Titan 2 poised for finale
BY JUSTIN RAY
SPACEFLIGHT NOW

Posted: October 14, 2003

When the Titan 2 rocket blasts off Wednesday, it will bring to conclusion the decades-long program that began as a missile in the United States' arsenal against the Soviet Union, launched NASA's Gemini astronauts and in recent years carried smaller satellites into space.


File image of Titan 2 rocket launching from Vandenberg Air Force Base, California. Photo: NASA/JPL
 
"We're seeing the end of another era come with this. Titan 2 has been a very good launch vehicle," said Scott Ballew, senior launch director for Lockheed Martin Astronautics.

"As the heritage programs wind down, each launch is with a little bit of trepidation -- one step closer to the end of the program. But you still have to maintain the focus of the mission at hand, this one in particular, since we have been here before. We've got to make sure we don't overlook things, don't get into the mindset of 'we've been here, we've done that.'"

This launch has been delayed 33 months because of multiple technical problems with the DMSP satellite cargo, rocket and ground equipment. A countdown in January 2001 reached T-minus 28 seconds before the clocks were halted by a glitch.

Liftoff is scheduled for 9:17 a.m. local time (1617 GMT; 12:17 p.m. EDT) Wednesday from Vandenberg Air Force Base, California.

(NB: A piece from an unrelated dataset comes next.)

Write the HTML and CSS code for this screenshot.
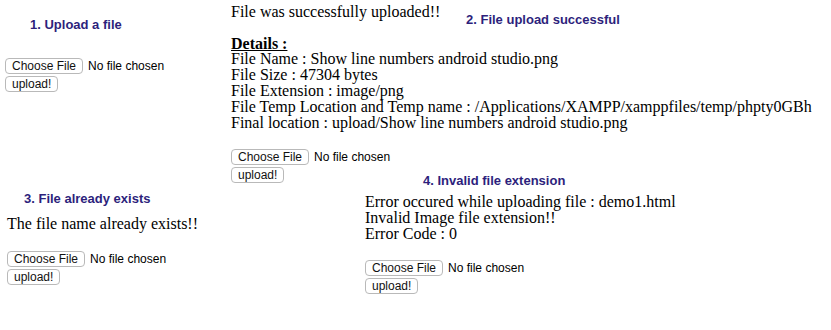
FILE: index.html
```html
<!DOCTYPE html>
<html lang="en">
<head>
  <meta charset="UTF-8" />
  <title>PHP File Upload - Examples</title>
  <link rel="stylesheet" href="styles.css">
</head>
<body>

  <div class="canvas">

    <!-- 1. empty form -->
    <h3 class="caption cap-1">1. Upload a file</h3>
    <div class="shot shot-1">
      <form class="upload-form">
        <div class="file-row">
          <button type="button" class="btn">Choose File</button>
          <span class="no-file">No file chosen</span>
        </div>
        <button type="button" class="btn">upload!</button>
      </form>
    </div>

    <!-- 2. success -->
    <h3 class="caption cap-2">2. File upload successful</h3>
    <div class="shot shot-2">
      <div class="result">
        File was successfully uploaded!!<br><br>
        <u><b>Details : </b></u><br>
        File Name : Show line numbers android studio.png<br>
        File Size : 47304 bytes<br>
        File Extension : image/png<br>
        File Temp Location and Temp name : /Applications/XAMPP/xamppfiles/temp/phpty0GBh<br>
        Final location : upload/Show line numbers android studio.png<br><br>
      </div>
      <form class="upload-form">
        <div class="file-row">
          <button type="button" class="btn">Choose File</button>
          <span class="no-file">No file chosen</span>
        </div>
        <button type="button" class="btn">upload!</button>
      </form>
    </div>

    <!-- 3. already exists -->
    <h3 class="caption cap-3">3. File already exists</h3>
    <div class="shot shot-3">
      <div class="result">
        The file name already exists!!<br><br>
      </div>
      <form class="upload-form">
        <div class="file-row">
          <button type="button" class="btn">Choose File</button>
          <span class="no-file">No file chosen</span>
        </div>
        <button type="button" class="btn">upload!</button>
      </form>
    </div>

    <!-- 4. bad extension -->
    <h3 class="caption cap-4">4. Invalid file extension</h3>
    <div class="shot shot-4">
      <div class="result">
        Error occured while uploading file : demo1.html<br>
        Invalid Image file extension!!<br>
        Error Code : 0<br><br>
      </div>
      <form class="upload-form">
        <div class="file-row">
          <button type="button" class="btn">Choose File</button>
          <span class="no-file">No file chosen</span>
        </div>
        <button type="button" class="btn">upload!</button>
      </form>
    </div>

  </div>

</body>
</html>
```

FILE: styles.css
```css
/* collage of four screenshots */
body {
  margin: 0;
  background-color: #fff;
  font-family: "Liberation Serif", "Times New Roman", serif;
  color: #000;
}
.canvas {
  position: relative;
  width: 831px;
  height: 330px;
  overflow: hidden;
}
.caption {
  position: absolute;
  margin: 0;
  font-family: "Liberation Sans", Arial, sans-serif;
  font-size: 13px;
  font-weight: bold;
  line-height: 15px;
  color: #2d1f7c;
  white-space: nowrap;
}
.cap-1 { left: 30px; top: 17px; }
.cap-2 { left: 466px; top: 12px; }
.cap-3 { left: 24px; top: 191px; }
.cap-4 { left: 423px; top: 173px; }

.shot {
  position: absolute;
}
.shot-1 { left: 5px; top: 55px; }
.shot-2 { left: 231px; top: 4px; }
.shot-3 { left: 7px; top: 216px; }
.shot-4 { left: 365px; top: 194px; }

.result {
  font-size: 16px;
  line-height: 15.8px;
  white-space: nowrap;
}

.upload-form {
  display: flex;
  flex-direction: column;
  align-items: flex-start;
  gap: 2px;
  margin-top: 3px;
}
.file-row {
  display: flex;
  align-items: center;
  gap: 5px;
}
.btn {
  font-family: "Liberation Sans", Arial, sans-serif;
  font-size: 12px;
  line-height: 14px;
  color: #111;
  background-color: #fff;
  border: 1px solid #b9b9b9;
  border-radius: 4px;
  padding: 0 6px;
  height: 16px;
  margin: 0;
}
.no-file {
  font-family: "Liberation Sans", Arial, sans-serif;
  font-size: 12px;
  color: #000;
}
```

More than 140 Titan 2 Intercontinental Ballistic Missiles were built during the Cold War as part of the United States' nuclear deterrent force. When the military deactivated the Titan 2 fleet in the 1980s, it was decided to re-use some of the vehicles for space rockets.

"After they retired the Titan 2 ICBM fleet, recognizing the success they'd had with those vehicles, the government came back to the Titan 2 and said 'we want a reliable means of getting small satellites into orbit.' We pulled 14 of those old ICBMs out of Davis-Monthan Air Force Base (in Arizona) where they had been stored and refurbished them," said Tom Scanlan, Lockheed Martin's vice president of Titan programs.

The Titan 2 rocket launching on Wednesday is one of 14 ICBMs converted by Lockheed Martin from the once-nuclear-tipped weapons into peaceful, satellite-launching vehicles.

As part of the conversion effort, the forward structure of the second stages were modified to accommodate a payload, the liquid rocket engines were overhauled, the inertial guidance system was upgraded, the command, destruct and telemetry systems were developed and 10-foot diameter payload fairings were constructed to enclose the satellites during launch.

The particular booster making the final Titan 2 flight was stationed on alert in a silo at McConnell Air Force Base in Kansas from 1967 to 1986 before being refurbished into a space launcher.

"This is the last Titan 2 that we are launching. The exciting level is pretty high for this one," Scanlan said.

"Everybody feels a very close relationship to the history of the vehicle and we're all focused at making sure it goes out with the proud heritage that it has."

The 14th refurbished Titan 2 was not assigned a mission, so it will not fly. Officials said they are looking at the possibility of placing the rocket in the U.S. Air Force museum at Wright Patterson Air Force Base in Ohio.

The first of the converted Titan 2s flew in September 1988. It and the following two missions carried classified cargos. Later launches included the military's Clementine lunar probe, two government-owned ocean-wind research spacecraft and five polar-orbiting weather satellites.

"(Titan 2) was a warbird and served the country very well in that aspect. We took and converted these assets into space launch vehicles and has served very well with that. It has launched some critical payloads," Ballew added.

In the mid-1960s, another batch of Titan 2s were used to launch NASA's Gemini program, which bridged the early Mercury days to the Apollo lunar program.

"When President Kennedy decided to reach for the moon, they called on Titan 2 to be the vehicle to launch our Gemini astronauts," said Scanlan.

Two unmanned and 10 manned Gemini missions flew atop Titan 2 boosters from Cape Canaveral, Florida.

In all, Wednesday's launch will mark the 25th launch for Titan 2 space rockets.